We are very lucky that during the 1980s an audit similar to the work that Helen and I are doing was undertaken on the hornware collection, and during this time any issues with condition were noted. While writing my own condition check I will read over these records, and these will allow me to make a comparison about how an object has changed over the years. For example, thanks to our records I know that SJ.0060, a horn beaker with a glass base, had a crack of 3 ¼ inches in 1980.

 

L, a record card for SJ.0060, R, the beaker today

L, a record card for SJ.0060, R, the beaker today

 

Measuring the same beaker and damage today, I can see that this crack has not got any worse in almost 40 years, which is great. We can therefore assume that this damage to the beaker has been created by changes in environmental conditions, where the horn has contracted possibly due to dry air, whereas the glass base has remained the same. Now that the hornware collection is stored in our environmentally controlled store at Am Fasgadh, hopefully no more damage will be done.

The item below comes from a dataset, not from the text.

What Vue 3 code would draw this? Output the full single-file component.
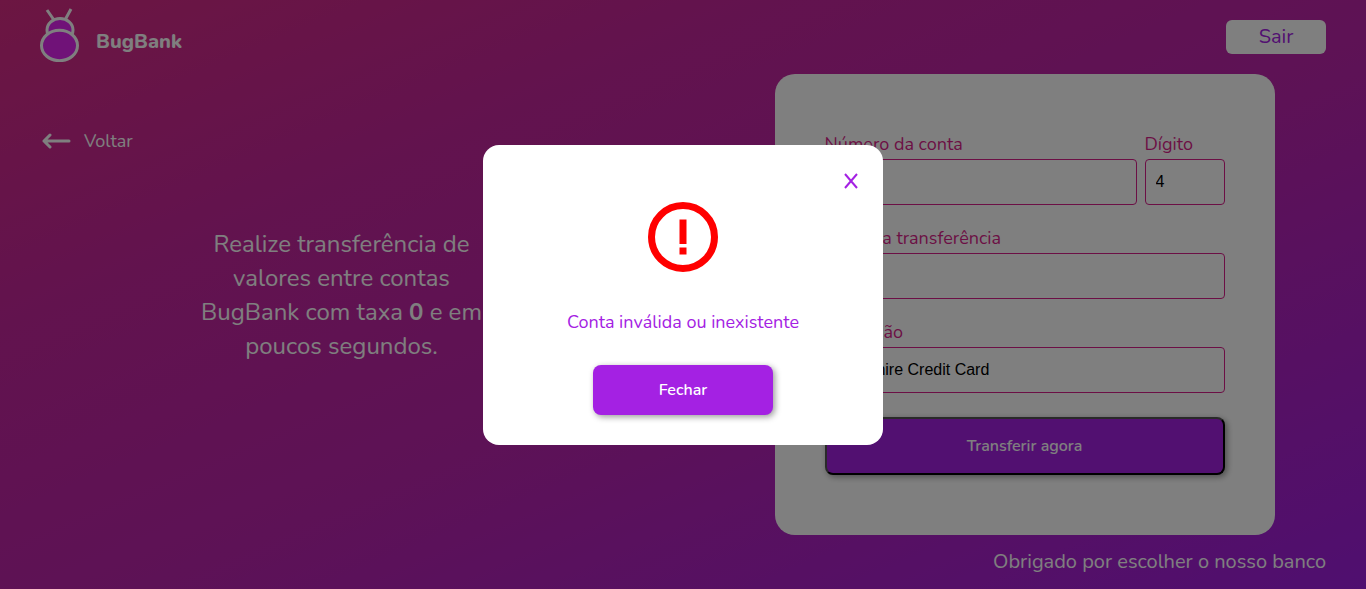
<script setup>
import { ref } from 'vue'

const account = ref('')
const digit = ref('4')
const amount = ref('')
const description = ref('Berkshire Credit Card')
</script>

<template>
  <div class="page">
    <header class="header">
      <a class="brand" href="#">
        <svg class="logo" viewBox="0 0 40 54" aria-hidden="true">
          <path d="M7 2 L14 12 M31 1 L25 12" fill="none" stroke="#fff" stroke-width="3" />
          <ellipse cx="20" cy="22" rx="13" ry="11.5" fill="#e024f0" stroke="#fff" stroke-width="3" />
          <ellipse cx="19.5" cy="37.5" rx="18" ry="15.2" fill="#e024f0" stroke="#fff" stroke-width="3" />
        </svg>
        <span>BugBank</span>
      </a>
      <button class="exit" type="button">Sair</button>
    </header>

    <main class="content">
      <section class="intro">
        <a class="back" href="#">
          <svg class="arrow" viewBox="0 0 30 16" aria-hidden="true">
            <path d="M8 2 L2 8 L8 14 M2 8 H27" />
          </svg>
          <span>Voltar</span>
        </a>
        <p class="pitch">
          Realize transferência de<br />valores entre contas<br />BugBank com taxa <strong>0</strong> e em<br />poucos segundos.
        </p>
      </section>

      <form class="card" @submit.prevent>
        <div class="row">
          <div class="field">
            <label for="account">Número da conta</label>
            <input id="account" v-model="account" type="text" />
          </div>
          <div class="field digit">
            <label for="digit">Dígito</label>
            <input id="digit" v-model="digit" type="text" />
          </div>
        </div>
        <div class="field">
          <label for="amount">Valor da transferência</label>
          <input id="amount" v-model="amount" type="text" />
        </div>
        <div class="field">
          <label for="description">Descrição</label>
          <input id="description" v-model="description" type="text" />
        </div>
        <button class="submit" type="submit">Transferir agora</button>
      </form>
    </main>

    <footer class="footer">Obrigado por escolher o nosso banco</footer>

    <div class="overlay">
      <div class="modal" role="dialog" aria-modal="true" aria-labelledby="modal-text">
        <a class="dismiss" href="#" aria-label="Fechar janela">
          <svg viewBox="0 0 15 17" aria-hidden="true"><path d="M2 1 L14 15 M14 1 L2 15" /></svg>
        </a>
        <svg class="alert" viewBox="0 0 70 70" aria-hidden="true">
          <circle cx="35" cy="35" r="31.5" fill="none" stroke="#f00" stroke-width="7" />
          <path d="M31.5 17.5 H38.5 V42 H31.5 Z M31.5 45.5 H38.5 V52.5 H31.5 Z" fill="#f00" />
        </svg>
        <p id="modal-text" class="message">Conta inválida ou inexistente</p>
        <button class="close" type="button">Fechar</button>
      </div>
    </div>
  </div>
</template>

<style>
body {
  margin: 0;
}
</style>

<style scoped>
.page,
.page * {
  box-sizing: border-box;
}

.page {
  display: flex;
  flex-direction: column;
  min-height: 100vh;
  overflow: hidden;
  background: linear-gradient(157deg, #d82c84 0%, #c5269d 28%, #bb24ac 55%, #9f1ee0 100%);
  color: #fff;
  font-family: Nunito, Lato, sans-serif;
}

a {
  color: inherit;
  text-decoration: none;
}

.header {
  display: flex;
  justify-content: space-between;
  align-items: flex-start;
  height: 74px;
  padding: 0 40px;
}

.brand {
  display: flex;
  gap: 16px;
  padding-top: 8px;
  font-size: 20px;
  font-weight: 800;
  line-height: 24px;
}

.brand span {
  margin-top: 22px;
}

.logo {
  width: 40px;
  height: 54px;
}

.exit {
  width: 100px;
  height: 34px;
  margin-top: 20px;
  padding: 0;
  border: 0;
  border-radius: 6px;
  background: #fff;
  color: #a421e3;
  font: 400 20px/32px Nunito, Lato, sans-serif;
}

.content {
  display: grid;
  grid-template-columns: 1fr 1fr;
}

.back {
  display: flex;
  align-items: center;
  gap: 12px;
  width: fit-content;
  margin: 55px 0 0 42px;
  font-size: 18px;
  line-height: 24px;
}

.arrow {
  width: 30px;
  height: 16px;
  fill: none;
  stroke: #fff;
  stroke-width: 3;
  stroke-linecap: round;
  stroke-linejoin: round;
}

.pitch {
  margin: 74px 0 0;
  font-size: 24px;
  line-height: 34px;
  text-align: center;
}

.pitch strong {
  font-weight: 700;
}

.card {
  display: flex;
  flex-direction: column;
  gap: 23px;
  width: 500px;
  margin: 0 auto;
  padding: 60px 50px 60px;
  border-radius: 20px;
  background: #fff;
}

.row {
  display: flex;
  gap: 8px;
}

.field {
  display: flex;
  flex: 1;
  flex-direction: column;
  min-width: 0;
}

.digit {
  flex: 0 0 80px;
}

.field label {
  color: #d91f8a;
  font-size: 18px;
  line-height: 20px;
  padding-bottom: 5px;
}

.field input {
  width: 100%;
  height: 46px;
  padding: 0 10px;
  border: 1px solid #d91f8a;
  border-radius: 4px;
  background: #fff;
  color: #000;
  font: 16px "Liberation Sans", Arial, sans-serif;
}

.submit,
.close {
  border-radius: 8px;
  background: #a421e3;
  box-shadow: 2px 2px 6px rgba(0, 0, 0, 0.4);
  color: #fff;
  font: 600 16px/20px Nunito, Lato, sans-serif;
}

.submit {
  height: 58px;
  margin-top: 1px;
  border: 2px outset #000;
}

.footer {
  margin: 14px 40px 0;
  font-size: 20px;
  line-height: 26px;
  text-align: right;
}

.overlay {
  position: fixed;
  inset: 0;
  display: flex;
  align-items: center;
  justify-content: center;
  background: rgba(0, 0, 0, 0.5);
}

.modal {
  display: flex;
  flex-direction: column;
  align-items: center;
  width: 400px;
  padding: 28px 25px 30px;
  border-radius: 16px;
  background: #fff;
  color: #a421e3;
}

.dismiss {
  align-self: flex-end;
  display: flex;
}

.dismiss svg {
  width: 15px;
  height: 17px;
  fill: none;
  stroke: #a421e3;
  stroke-width: 2;
}

.alert {
  width: 70px;
  height: 70px;
  margin-top: 12px;
}

.message {
  margin: 38px 0 30px;
  font-size: 18px;
  line-height: 25px;
}

.close {
  width: 180px;
  height: 50px;
  border: 0;
}
</style>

Once all of the spoons and ladles have been condition checked, the next important stage in our project is to re-store them. Before we begun work the spoons were badly stored in acidic cardboard boxes, liable to hit against each other, and in no particular order. They are now stored within Correx boxes, with custom inert foam cut-outs, and in numerical order. This ensures that the objects are well supported and easy to find, as well as protected from over handling and dust and dirt. Now properly rehoused, we can continue to monitor our objects to ensure that no more damage is being done.

 

L, the spoons before and R, the spoons after our project.

L, the spoons before and R, the spoons after our project.

References

(1) Grant, I.F. (2007), The Making of Am Fasgadh.  Edinburgh: NMS Enterprises, p. 172

(2) Scott-Moncreiff, G (1951) Living traditions of Scotland. Edinburgh: His Majesty’s Stationery Office, p.17

Hardwick, P (1981) Discovering Horn. Cambridge: Lutterworth Press.